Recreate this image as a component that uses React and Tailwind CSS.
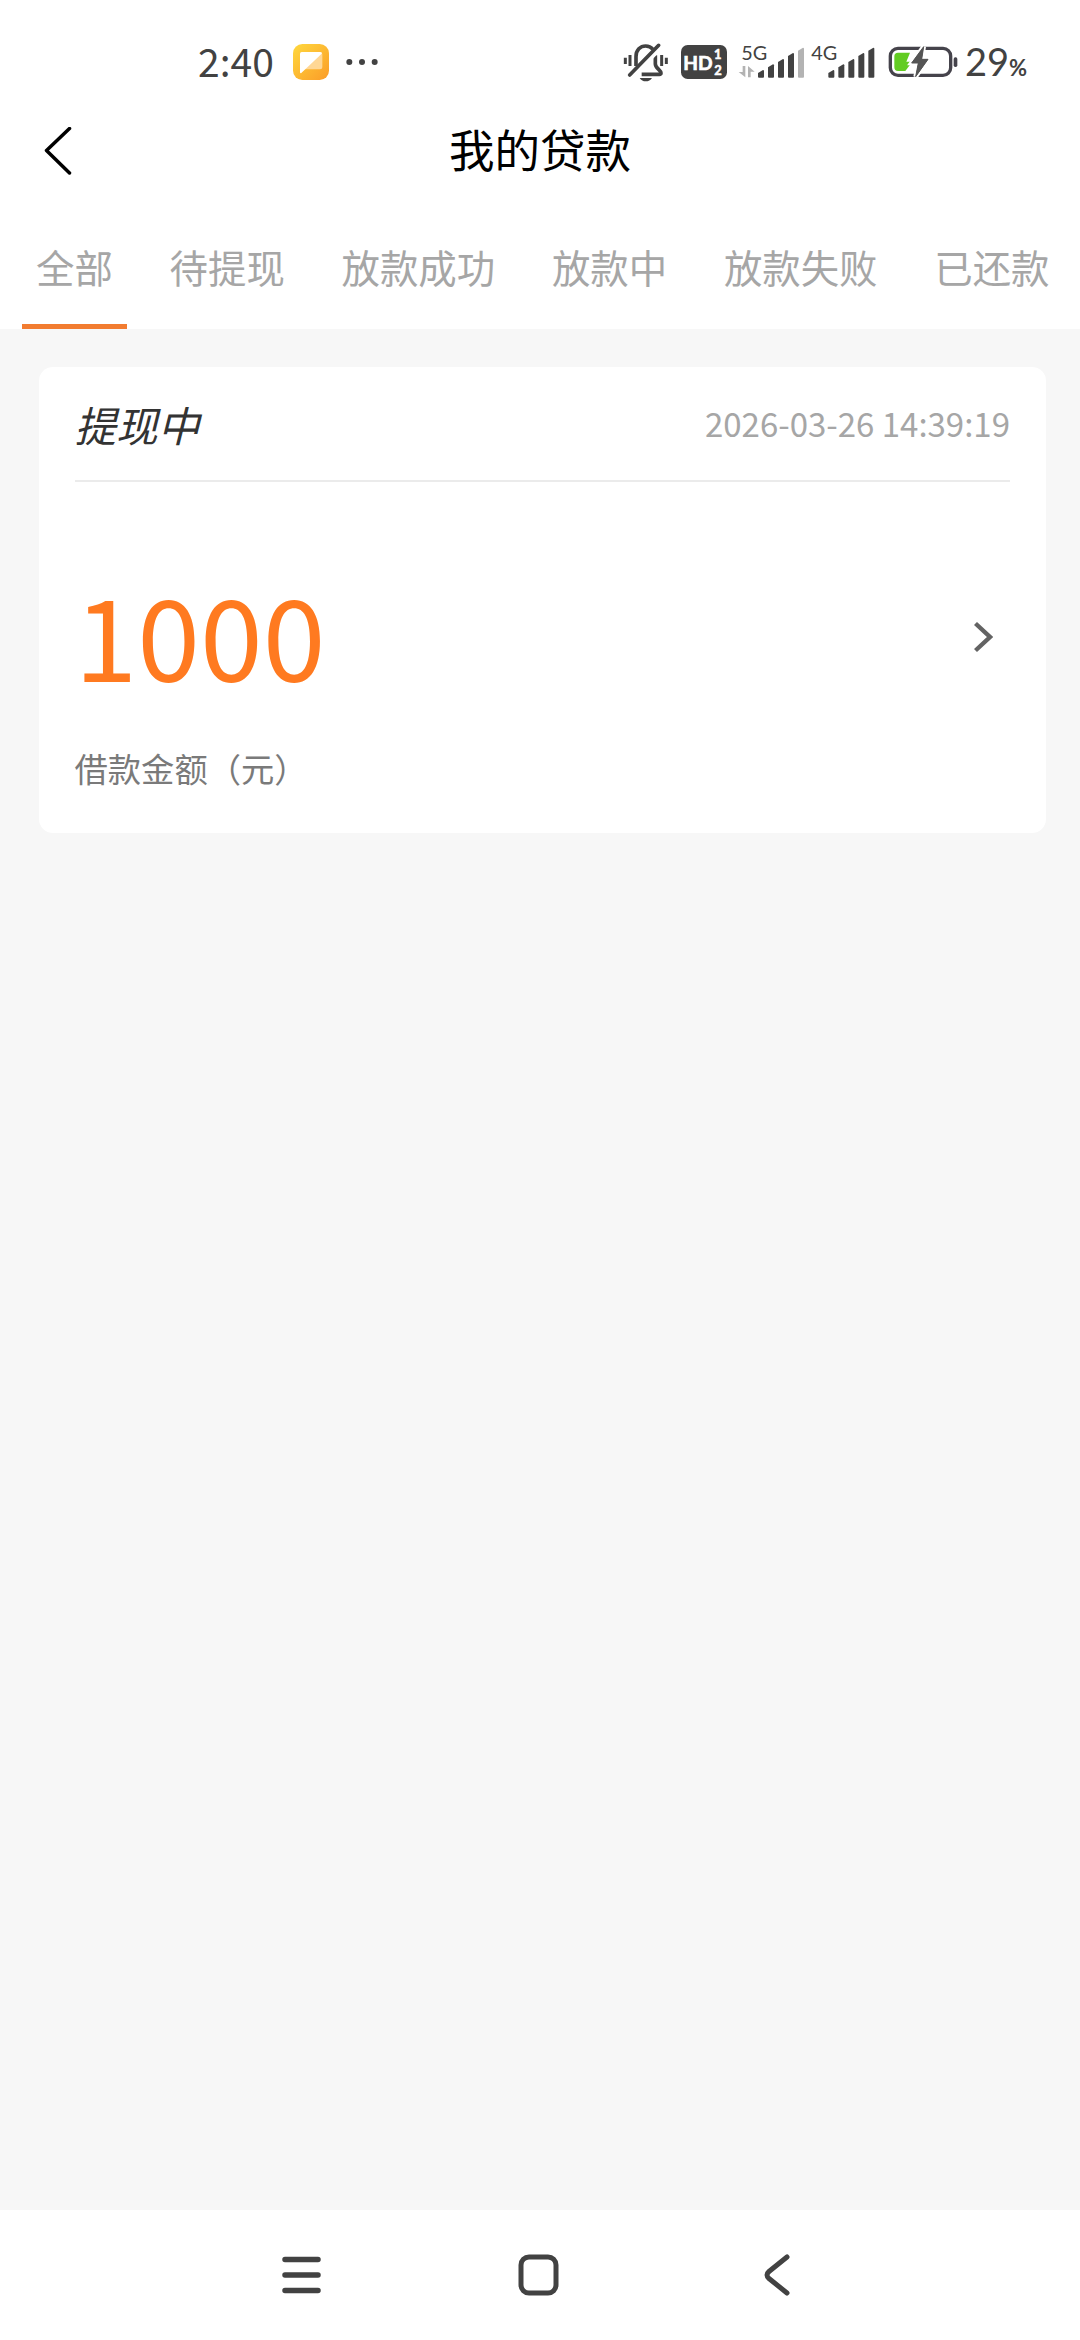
import React, { useState } from 'react';

const TABS = ['全部', '待提现', '放款成功', '放款中', '放款失败', '已还款'];

const LOANS = [
  { id: 1, status: '提现中', time: '2026-03-26 14:39:19', amount: 1000 },
];

// The status bar glyphs share a 40px height, drawn on a grid of 3 units per pixel
const NoteIcon = () => (
  <svg className="w-9 h-10" viewBox="339 36 108 120">
    <defs>
      <linearGradient id="note" x1="0" y1="0" x2="1" y2="1">
        <stop offset="0" stopColor="#ffd83d" />
        <stop offset="1" stopColor="#fb9c28" />
      </linearGradient>
    </defs>
    <rect x="339" y="42" width="108" height="108" rx="28" fill="url(#note)" />
    <path d="M366 66H420Q427 66 427 73V112Q427 118 420 118H374L361 130V71Q361 66 366 66Z" fill="#ffd795" />
    <path d="M366 66H420Q427 66 425 71L363 130Q360 130 360 126V72Q360 66 366 66Z" fill="#fff" />
  </svg>
);

const MutedIcon = () => (
  <svg className="w-[46px] h-10" viewBox="36 36 138 120" fill="none" stroke="#424242">
    <path d="M43 83V102M57 75V108M152 75V108M166 83V102" strokeWidth="9" />
    <path d="M75 108V80C75 60 88 48 104 48C113 48 120 51 126 58" strokeWidth="11" />
    <path
      d="M133 76V102C133 114 150 121 150 129C150 132 148 133 145 133H92"
      strokeWidth="11"
      strokeLinejoin="round"
    />
    <path d="M152 54L71 139" stroke="#fff" strokeWidth="7" />
    <path d="M143 46L56 135" strokeWidth="11" strokeLinecap="round" />
    <path d="M86 144H123C119 151 112 154 104 154C97 154 90 151 86 144Z" fill="#424242" stroke="none" />
  </svg>
);

const HdIcon = () => (
  <svg className="w-[46px] h-10" viewBox="210 36 138 120">
    <rect x="210" y="45" width="138" height="102" rx="20" fill="#424242" />
    <g fill="#fff" className="font-['Lato'] font-bold">
      <text x="217" y="119" fontSize="57" textLength="88" lengthAdjust="spacingAndGlyphs" stroke="#fff" strokeWidth="2">HD</text>
      <text x="309" y="87" fontSize="39" stroke="#fff" strokeWidth="1.5">1</text>
      <text x="310" y="134" fontSize="39" stroke="#fff" strokeWidth="1.5">2</text>
    </g>
  </svg>
);

const BARS = [
  { x: 0, y: 120 },
  { x: 30, y: 103 },
  { x: 60, y: 87 },
  { x: 90, y: 69 },
  { x: 120, y: 53 },
];

const SignalBars = ({ x, weak }) => (
  <g transform={`translate(${x} 0)`}>
    {BARS.map((bar, i) => (
      <path
        key={bar.x}
        d={`M${bar.x + 1} ${bar.y + 9}L${bar.x + 16} ${bar.y}Q${bar.x + 19} ${bar.y} ${bar.x + 19} ${bar.y + 3}V140Q${bar.x + 19} 143 ${bar.x + 16} 143H${bar.x + 4}Q${bar.x + 1} 143 ${bar.x + 1} 140Z`}
        fill={weak && i === 4 ? '#b3b3b3' : '#424242'}
      />
    ))}
  </g>
);

const Signal5G = () => (
  <svg className="w-[67px] h-12 overflow-visible" viewBox="381 24 201 144">
    <text x="391" y="90" fontSize="60" fill="#424242" className="font-['Lato']" textLength="78" lengthAdjust="spacingAndGlyphs">5G</text>
    <path d="M395 108H403V142L383 126H395ZM411 142V108L431 125H419V142Z" fill="#b3b3b3" />
    <SignalBars x={440} weak />
  </svg>
);

const Signal4G = () => (
  <svg className="w-16 h-12 overflow-visible" viewBox="30 24 192 144">
    <text x="31" y="90" fontSize="60" fill="#424242" className="font-['Lato']" textLength="78" lengthAdjust="spacingAndGlyphs">4G</text>
    <SignalBars x={81} />
  </svg>
);

const BatteryIcon = () => (
  <svg className="w-[70px] h-10" viewBox="262 36 210 120">
    <rect x="269" y="55" width="181" height="81" rx="23" fill="none" stroke="#45434b" strokeWidth="10" />
    <rect x="459" y="82" width="11" height="29" rx="5" fill="#45434b" />
    <path d="M292 68H328L317 95H329L322 104L328 104L314 123H292Q281 123 281 112V79Q281 68 292 68Z" fill="#62cc22" />
    <path
      d="M369 50L333 99H353L345 140L382 88H363Z"
      fill="#555"
      stroke="#fff"
      strokeWidth="14"
      paintOrder="stroke"
    />
    <path d="M369 50L333 99H353L345 140L382 88H363Z" fill="#555" stroke="#555" strokeWidth="3" />
  </svg>
);

const StatusBar = () => (
  <div className="h-[124px] flex items-center pl-[198px] text-[#424242]">
    <span className="w-[95px] pb-1 text-[39px] leading-10">2:40</span>
    <NoteIcon />
    <svg className="ml-[17px] w-8 h-10" viewBox="499 36 96 120" fill="#424242">
      <circle cx="509" cy="96" r="9" />
      <circle cx="547" cy="96" r="9" />
      <circle cx="585" cy="96" r="9" />
    </svg>
    <div className="ml-[245px] flex items-center">
      <MutedIcon />
      <div className="ml-3 flex"><HdIcon /></div>
      <div className="ml-[11px] flex"><Signal5G /></div>
      <div className="ml-1.5 flex"><Signal4G /></div>
      <div className="ml-[13px] flex"><BatteryIcon /></div>
      <span className="ml-[7px] pt-1 flex items-baseline font-['Lato'] leading-10">
        <span className="text-[38px]">29</span>
        <span className="text-[22px] font-bold">%</span>
      </span>
    </div>
  </div>
);

const Header = () => (
  <header className="h-[54px] grid grid-cols-3 items-center">
    <svg className="ml-11 w-7 h-12" viewBox="0 0 28 48" fill="none" stroke="#000" strokeWidth="3.5" strokeLinecap="round" strokeLinejoin="round">
      <path d="M25.5 1.5L2.5 23.5L25.5 46" />
    </svg>
    <h1 className="pb-1.5 text-center text-[45.5px] leading-[48px] text-black">我的贷款</h1>
  </header>
);

const Tabs = ({ active, onChange }) => (
  <nav className="h-[151px] pl-[22px] flex gap-[28.8px] overflow-hidden">
    {TABS.map((tab, i) => (
      <button
        key={tab}
        onClick={() => onChange(i)}
        className="shrink-0 flex flex-col justify-end text-[38.4px] leading-[60px] text-[#a6a6a6]"
      >
        <span className="px-3.5 whitespace-nowrap">{tab}</span>
        <span className={i === active ? 'mt-7 h-[5px] w-full bg-[#f27c30]' : 'mt-7 h-[5px] w-full'} />
      </button>
    ))}
  </nav>
);

const LoanCard = ({ loan }) => (
  <div className="ml-[38.5px] mr-[34px] h-[466px] px-9 rounded-[14px] bg-white">
    <div className="h-[115px] flex items-center justify-between border-b-2 border-[#ebebeb]">
      <span className="pt-0.5 text-[41.6px] italic text-[#333]">{loan.status}</span>
      <span className="text-[33px] text-[#a6a6a6]">{loan.time}</span>
    </div>
    <div className="flex items-center justify-between pt-[81px]">
      <span className="text-[113px] leading-[140px] text-[#ff7a20]">{loan.amount}</span>
      <svg className="mr-[17px] mt-2 w-5 h-8" viewBox="0 0 20 32" fill="none" stroke="#636363" strokeWidth="4.4">
        <path d="M2.5 2.5L17 16L2.5 29.5" />
      </svg>
    </div>
    <div className="mt-[41px] text-[33.3px] leading-[48px] text-[#7a7a7a]">借款金额（元）</div>
  </div>
);

const NavBar = () => (
  <div className="h-[130px] bg-white flex items-center pl-[282px]">
    <svg className="w-[39px] h-[42px]" viewBox="0 0 39 42" stroke="#424242" strokeWidth="5.5" strokeLinecap="round">
      <path d="M3 5.5H36M3 21H36M3 36.5H36" />
    </svg>
    <svg className="ml-[197px] w-[41px] h-[42px]" viewBox="0 0 41 42" fill="none" stroke="#424242" strokeWidth="5">
      <rect x="3" y="3" width="35" height="36" rx="8" />
    </svg>
    <svg className="ml-[205px] w-[26px] h-[42px]" viewBox="0 0 26 42" fill="none" stroke="#424242" strokeWidth="5" strokeLinecap="round">
      <path d="M23 3L5 17.5Q1 21 5 24.5L23 39" />
    </svg>
  </div>
);

const App = () => {
  const [active, setActive] = useState(0);

  return (
    <div className="w-[1080px] h-[2340px] flex flex-col bg-[#f7f7f7] font-['Noto_Sans_CJK_SC',sans-serif]">
      <div className="bg-white">
        <StatusBar />
        <Header />
        <Tabs active={active} onChange={setActive} />
      </div>
      <main className="flex-grow pt-[38px]">
        {LOANS.map((loan) => (
          <LoanCard key={loan.id} loan={loan} />
        ))}
      </main>
      <NavBar />
    </div>
  );
};

export default App;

________

EXERCISE DETAILS: From the data above, copy each line that holds "React".

RESULT:
Recreate this image as a component that uses React and Tailwind CSS.
import React, { useState } from 'react';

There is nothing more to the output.